The well-known problem with market-cap weighted indices, in which companies are weighted according to the value the market ascribes, is that investors have to hold too much of stocks that are temporarily overvalued and too little of undervalued stocks, and portfolios can be dominated by a few large companies. In a rising market, investors have increasing exposure to the biggest stocks and less exposure to the smaller ones, and in periods of market downturns investors get poorer performance. “While with fundamentally weighted indices you try and avoid market bubbles, the downside is that in a rising market, you run the risk of being underweight in stocks that are performing well. So it is not black and white.
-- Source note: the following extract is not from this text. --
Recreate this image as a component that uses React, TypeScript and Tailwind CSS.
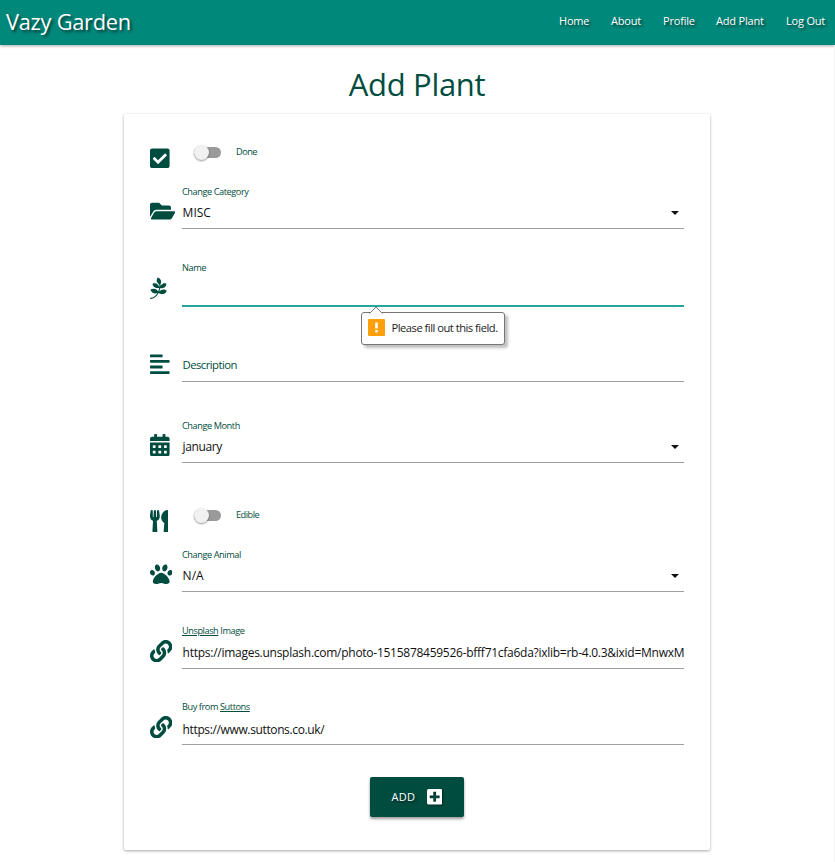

It is about having a diversified portfolio, which allows investors to smooth returns,” says Mr Buckley.

The next evolution in this area is a family of risk efficient indices, launched by FTSE in collaboration with Edhec-risk institute, which aims to deliver the highest sharpe ratio, a measure of risk-adjusted return. “There are no ETFs built on these indices yet, but we are in discussion with a broad range of market participants, including ETF providers,” says Mr Buckley.

While some wealth managers welcome these new instruments as good diversifiers in portfolios, others worry about the confusion they can generate.

“ETF has become a brand and they are going to conquer the world,” says Dr Christian Raubach, managing partner at at Wegelin & Co. Privatebankiers in Switzerland. “With the ETFisation of the world, the whole universe is now available to you.”

Clients are increasingly asking to replace some of the passive funds, which are used extensively in the Swiss bank’s clients portfolios, with ETFs. But the Swiss bank does not employ active, leveraged or inverse ETFs. “In the clients’ brain it is stored that ETFs equal passive and cheap. If you offer an active or expensive ETF you will breach client trust.” Dr Raubach has also little confidence in the industry being able to educate investors.

“The fund industry is a master in diseducating clients; I think people completely overestimate the sophistication of the private client.”